**Data to process**
·····

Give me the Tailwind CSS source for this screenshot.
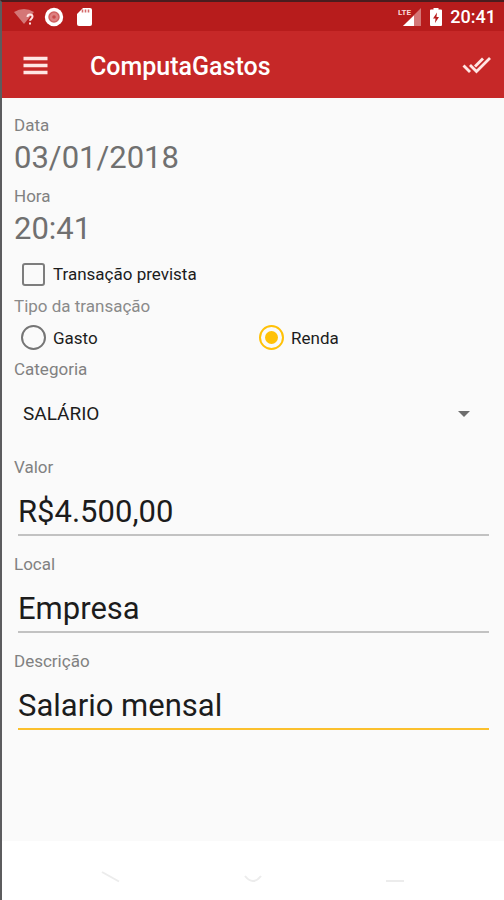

·····

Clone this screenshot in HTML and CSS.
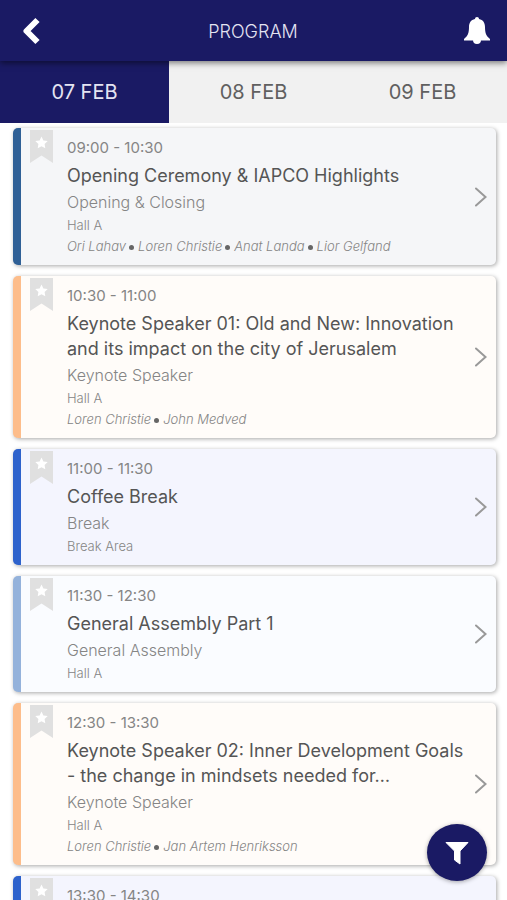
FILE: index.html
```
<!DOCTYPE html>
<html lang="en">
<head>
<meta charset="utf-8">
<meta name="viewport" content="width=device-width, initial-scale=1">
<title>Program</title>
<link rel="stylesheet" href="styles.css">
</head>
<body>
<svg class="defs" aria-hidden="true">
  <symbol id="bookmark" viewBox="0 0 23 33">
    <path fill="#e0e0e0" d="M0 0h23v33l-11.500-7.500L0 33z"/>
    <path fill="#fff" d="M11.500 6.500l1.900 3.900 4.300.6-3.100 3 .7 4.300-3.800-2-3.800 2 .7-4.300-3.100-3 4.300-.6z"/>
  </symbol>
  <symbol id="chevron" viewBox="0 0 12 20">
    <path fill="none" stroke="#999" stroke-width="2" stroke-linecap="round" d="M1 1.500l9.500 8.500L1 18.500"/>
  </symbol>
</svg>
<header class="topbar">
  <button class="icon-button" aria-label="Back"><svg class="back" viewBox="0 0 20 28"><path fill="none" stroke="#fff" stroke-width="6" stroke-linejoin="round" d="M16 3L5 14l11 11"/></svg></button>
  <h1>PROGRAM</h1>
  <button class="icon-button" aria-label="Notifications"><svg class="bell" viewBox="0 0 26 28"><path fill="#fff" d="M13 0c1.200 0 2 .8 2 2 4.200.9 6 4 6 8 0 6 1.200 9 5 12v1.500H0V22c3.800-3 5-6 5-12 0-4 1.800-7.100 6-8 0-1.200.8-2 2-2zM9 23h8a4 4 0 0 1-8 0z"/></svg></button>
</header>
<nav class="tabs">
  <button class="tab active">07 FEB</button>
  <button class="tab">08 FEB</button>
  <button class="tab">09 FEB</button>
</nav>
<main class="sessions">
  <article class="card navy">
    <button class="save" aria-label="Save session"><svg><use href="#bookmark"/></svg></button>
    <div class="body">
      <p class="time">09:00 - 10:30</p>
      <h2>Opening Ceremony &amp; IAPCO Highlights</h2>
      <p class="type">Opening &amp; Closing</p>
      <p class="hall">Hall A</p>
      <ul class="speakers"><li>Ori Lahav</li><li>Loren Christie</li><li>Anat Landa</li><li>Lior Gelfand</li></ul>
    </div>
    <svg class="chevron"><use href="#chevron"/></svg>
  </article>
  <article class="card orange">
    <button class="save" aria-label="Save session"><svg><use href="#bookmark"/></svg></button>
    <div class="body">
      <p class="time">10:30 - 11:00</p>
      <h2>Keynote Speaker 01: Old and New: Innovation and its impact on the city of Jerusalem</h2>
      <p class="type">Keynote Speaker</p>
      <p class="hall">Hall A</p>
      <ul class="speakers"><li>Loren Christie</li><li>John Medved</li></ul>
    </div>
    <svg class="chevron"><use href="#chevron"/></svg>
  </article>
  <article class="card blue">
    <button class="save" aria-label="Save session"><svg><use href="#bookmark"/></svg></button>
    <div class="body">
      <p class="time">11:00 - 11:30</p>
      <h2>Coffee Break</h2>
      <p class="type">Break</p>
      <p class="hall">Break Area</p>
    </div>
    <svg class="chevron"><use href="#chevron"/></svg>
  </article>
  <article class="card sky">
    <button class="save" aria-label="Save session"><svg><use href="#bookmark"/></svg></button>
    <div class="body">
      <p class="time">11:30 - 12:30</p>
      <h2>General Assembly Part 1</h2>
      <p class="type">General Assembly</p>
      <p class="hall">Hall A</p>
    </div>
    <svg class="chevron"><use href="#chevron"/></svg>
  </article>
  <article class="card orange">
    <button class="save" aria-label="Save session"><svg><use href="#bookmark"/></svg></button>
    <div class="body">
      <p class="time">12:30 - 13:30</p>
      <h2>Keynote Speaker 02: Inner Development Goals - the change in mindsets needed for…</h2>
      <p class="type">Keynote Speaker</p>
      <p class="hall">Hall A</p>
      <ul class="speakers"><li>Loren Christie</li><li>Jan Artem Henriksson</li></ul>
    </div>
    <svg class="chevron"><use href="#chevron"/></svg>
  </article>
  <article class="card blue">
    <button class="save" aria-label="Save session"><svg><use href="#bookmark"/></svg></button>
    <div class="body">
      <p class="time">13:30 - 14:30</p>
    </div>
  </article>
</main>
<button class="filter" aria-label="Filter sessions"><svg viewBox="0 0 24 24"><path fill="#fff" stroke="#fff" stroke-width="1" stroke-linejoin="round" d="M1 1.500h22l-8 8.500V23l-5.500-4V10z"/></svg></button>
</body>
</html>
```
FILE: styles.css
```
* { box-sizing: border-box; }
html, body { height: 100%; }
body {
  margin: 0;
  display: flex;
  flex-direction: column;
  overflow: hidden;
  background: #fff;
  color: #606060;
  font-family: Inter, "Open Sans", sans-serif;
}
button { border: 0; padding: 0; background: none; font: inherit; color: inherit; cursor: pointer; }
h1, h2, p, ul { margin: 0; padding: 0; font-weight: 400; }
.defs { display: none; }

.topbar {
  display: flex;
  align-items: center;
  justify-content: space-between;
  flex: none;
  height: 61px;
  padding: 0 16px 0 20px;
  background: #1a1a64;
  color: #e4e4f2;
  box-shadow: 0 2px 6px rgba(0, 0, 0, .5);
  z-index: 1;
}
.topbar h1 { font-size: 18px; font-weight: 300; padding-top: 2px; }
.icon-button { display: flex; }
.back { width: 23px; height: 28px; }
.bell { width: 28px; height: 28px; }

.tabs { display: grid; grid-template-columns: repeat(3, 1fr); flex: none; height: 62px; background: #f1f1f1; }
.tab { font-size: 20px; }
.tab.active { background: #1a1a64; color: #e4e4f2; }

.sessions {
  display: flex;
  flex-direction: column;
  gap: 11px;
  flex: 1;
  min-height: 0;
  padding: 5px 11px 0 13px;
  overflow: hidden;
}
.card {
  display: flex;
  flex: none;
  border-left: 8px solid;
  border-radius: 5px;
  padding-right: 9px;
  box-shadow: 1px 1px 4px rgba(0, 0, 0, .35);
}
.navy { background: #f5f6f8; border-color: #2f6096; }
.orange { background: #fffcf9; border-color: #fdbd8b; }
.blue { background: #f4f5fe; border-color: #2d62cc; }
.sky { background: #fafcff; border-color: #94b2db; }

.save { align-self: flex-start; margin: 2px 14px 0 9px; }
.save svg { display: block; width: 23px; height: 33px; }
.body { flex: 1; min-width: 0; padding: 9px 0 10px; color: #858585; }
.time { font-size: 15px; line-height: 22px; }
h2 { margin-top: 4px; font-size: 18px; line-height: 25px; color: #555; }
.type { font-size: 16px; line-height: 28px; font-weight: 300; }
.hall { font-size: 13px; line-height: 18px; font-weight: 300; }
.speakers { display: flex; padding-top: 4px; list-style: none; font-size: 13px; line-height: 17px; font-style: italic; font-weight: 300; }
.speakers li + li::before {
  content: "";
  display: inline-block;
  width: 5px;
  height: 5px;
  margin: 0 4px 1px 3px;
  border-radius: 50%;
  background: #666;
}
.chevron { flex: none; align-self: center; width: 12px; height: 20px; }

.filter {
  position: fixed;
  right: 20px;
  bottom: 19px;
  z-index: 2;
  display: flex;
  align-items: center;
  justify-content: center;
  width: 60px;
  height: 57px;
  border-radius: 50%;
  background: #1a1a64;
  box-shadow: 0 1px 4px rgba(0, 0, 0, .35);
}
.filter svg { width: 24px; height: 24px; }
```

·····

**Instruction**
Search the records above for "screenshot". Copy each line where it is found.

**Finished exercise**
Give me the Tailwind CSS source for this screenshot.
Clone this screenshot in HTML and CSS.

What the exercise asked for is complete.